Maryland’s athletic department has been mostly silent about the removal of Byrd’s name. Loh said before the vote that athletic director Kevin Anderson supported it. The school’s football program declined to make any players available to VICE Sports for comment for this piece.
One player, junior defensive tackle Azubuike Ukandu, spoke to media about the change in December. “It’s a new day and age, and we are not representing those same values that the name stood for,” he said. “The name change showed me that the university will not tolerate racism on campus.”
From the stadium, one can see Eppley Recreation Center, the campus gym. It is named for Geary Eppley, the coach and athletic director who, along with Byrd, barred Wilmeth Sidat-Singh, a football star at Syracuse (and Shorter-Gooden’s family ancestor), from playing against Maryland in 1937 because he was black.

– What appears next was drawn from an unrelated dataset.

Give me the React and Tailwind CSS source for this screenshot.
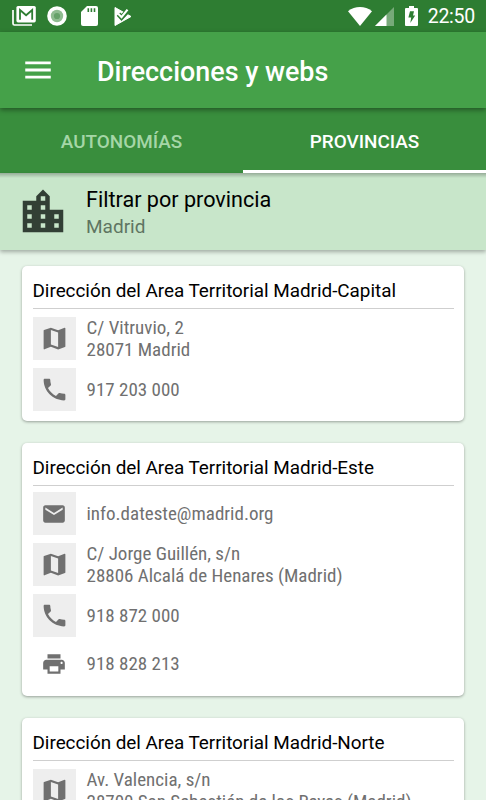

The signage memorializing Eppley at the rec center doesn’t mention race, just like Byrd’s old stadium had no trace of that part of his legacy. Last April, Loh publicly acknowledged that Byrd was a racist, but Byrd’s official university biography page still doesn’t mention the words “black,” “race,” or “segregation.”
“I actually think the history was whitewashed before,” said Thornton Dill, the dean. “Because the story of his active engagement in maintaining a system of segregated education in Maryland was not told as a part of the story of telling who he was.”
When the regents voted to remove Byrd’s name from the football stadium, they approved a five-year ban on honorific renaming of university buildings—a nod from Loh to those worried Maryland would be starting down a slippery slope. Some expect that more buildings will be targets, although Ronk, the student body president, doubts it.
The name change is a step in the right direction, he said, but more work—and more campus soul searching—needs to be done.
“Symbolism is good, but it doesn’t mean that we’ve solved racism here or really addressed underlying parts of racism at the university,” Ronk said. “It’s not going to change the hearts and minds of some of our students who happen to be racist, or some of our professors who happen to be racist.”